Study on the Influence of Design and Optimization of Rotor Bars on Parameters of a Line-Start Synchronous Reluctance Motor

Abstract

The rotor conductor bars of the line-start synchronous reluctance motor (LS-SynRM) make the motor have self-starting capability. The distribution of the rotor conductor bars not only has a great impact on the starting capability, but also affects the steady-state performance of the LS-SynRM. The steady-state performance of the LS-SynRM mainly depends on the inductance parameters. And the distribution of the rotor conductor bars directly affects the variation of the inductance parameters, especially the d -axis inductance.

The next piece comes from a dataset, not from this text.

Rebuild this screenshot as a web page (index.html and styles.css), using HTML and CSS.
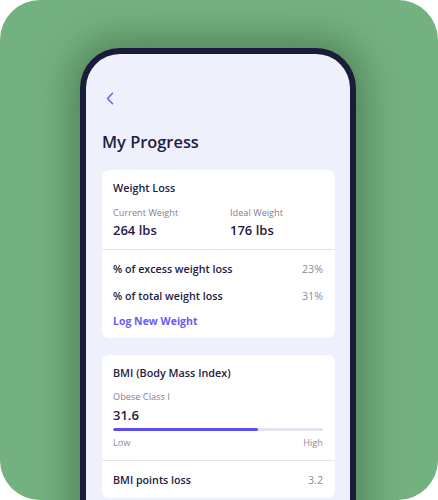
FILE: index.html
```html
<!DOCTYPE html>
<html>
<head>
<meta charset="utf-8">
<link rel="stylesheet" href="styles.css">
</head>
<body>
<div class="bg">
  <div class="phone">
    <div class="screen">
      <div class="back">
        <svg width="8" height="13" viewBox="0 0 8 13"><path d="M6.5 1.2 L1.5 6.5 L6.5 11.8" fill="none" stroke="#6a5cf2" stroke-width="1.4" stroke-linecap="round" stroke-linejoin="round"/></svg>
      </div>
      <h1 class="title">My Progress</h1>

      <div class="card">
        <div class="sec top">
          <div class="card-title">Weight Loss</div>
          <div class="stats">
            <div class="stat">
              <div class="label">Current Weight</div>
              <div class="value">264 lbs</div>
            </div>
            <div class="stat">
              <div class="label">Ideal Weight</div>
              <div class="value">176 lbs</div>
            </div>
          </div>
        </div>
        <div class="sec rows">
          <div class="row"><span class="row-name">% of excess weight loss</span><span class="row-val">23%</span></div>
          <div class="row second"><span class="row-name">% of total weight loss</span><span class="row-val">31%</span></div>
          <div class="link">Log New Weight</div>
        </div>
      </div>

      <div class="card card2">
        <div class="sec top bmi">
          <div class="card-title">BMI (Body Mass Index)</div>
          <div class="label cls">Obese Class I</div>
          <div class="value">31.6</div>
          <div class="bar"><div class="fill" style="width:69%"></div></div>
          <div class="range"><span>Low</span><span>High</span></div>
        </div>
        <div class="sec rows">
          <div class="row"><span class="row-name">BMI points loss</span><span class="row-val">3.2</span></div>
        </div>
      </div>
    </div>
  </div>
</div>
</body>
</html>
```
FILE: styles.css
```css
* { box-sizing: border-box; margin: 0; padding: 0; }
html, body { width: 438px; height: 500px; overflow: hidden; background: #ffffff; }
body { font-family: "Open Sans", "Noto Sans", sans-serif; color: #1f2042; }

.bg {
  width: 438px;
  height: 500px;
  background: #74b180;
  border-radius: 40px;
  overflow: hidden;
  padding-top: 48px;
}

.phone {
  margin-left: 80px;
  width: 276px;
  height: 520px;
  background: #1b1b3b;
  border-radius: 40px 40px 0 0;
  padding: 6px 6px 0 6px;
  box-shadow: 0 0 36px 10px rgba(40, 80, 45, 0.45);
}

.screen {
  background: #eef1fb;
  height: 100%;
  border-radius: 34px 34px 0 0;
  padding: 36px 15px 0 16px;
}

.back { height: 16px; display: flex; align-items: center; padding-left: 4px; }

.title {
  margin-top: 24px;
  font-size: 16.4px;
  line-height: 24px;
  font-weight: 600;
  color: #1f2042;
}

.card {
  margin-top: 16px;
  background: #ffffff;
  border-radius: 7px;
}
.card2 { margin-top: 17px; }

.sec { padding: 0 12px 0 11px; }
.top { padding-top: 10px; padding-bottom: 10px; border-bottom: 1px solid #e3e4ea; }

.card-title { font-size: 10.8px; line-height: 16px; font-weight: 600; color: #1f2042; }

.stats { display: flex; margin-top: 11px; }
.stat { flex: 0 0 117px; }

.label { font-size: 9.2px; line-height: 12px; color: #7f8196; }
.value { margin-top: 2px; font-size: 13px; line-height: 18px; font-weight: 600; color: #1f2042; }

.rows { padding-top: 11px; padding-bottom: 10px; }
.row { display: flex; justify-content: space-between; font-size: 10.7px; line-height: 16px; }
.row.second { margin-top: 11px; }
.row-name { font-weight: 600; color: #1f2042; }
.row-val { color: #8a8ca0; font-weight: 400; }

.link { margin-top: 10px; font-size: 10.5px; line-height: 14px; font-weight: 700; color: #6a5cf2; }

.bmi .cls { margin-top: 10px; }
.bmi .value { margin-top: 3px; }
.bar { margin-top: 4px; height: 3px; background: #e3e4ec; border-radius: 2px; overflow: hidden; }
.fill { height: 100%; background: #5b4ef0; border-radius: 2px; }
.range { margin-top: 6px; display: flex; justify-content: space-between; font-size: 9.2px; line-height: 12px; color: #8a8ca0; }
.bmi { padding-bottom: 11px; }
```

Based on the steady-state characteristics of LS-SynRM, an evaluation method based on finite element analysis (FEA) is proposed to determine whether the rotor conductor bars of LS-SynRM is reasonable. First, the d -axis inductance reference model without rotor conductor bars is established, the target of optimize is to reduce the weakening effect of rotor conductor bars on the d -axis inductance, and the optimal distribution structure of rotor conductor bars is determined. The optimization results show that the d -axis inductance of the determined rotor conductor bars structure in this article reaches 96.2% of the reference inductance and the distribution of the rotor bars achieves better results. It is verified that the improved LS-SynRM has better efficiency, starting capability, and maximum torque than the initial LS-SynRM by FEA and prototype test. At the same time, comparing with the performance of the three-phase squirrel cage induction motor for compressor, it is proved that the improved LS-SynRM has higher efficiency and a good application prospect.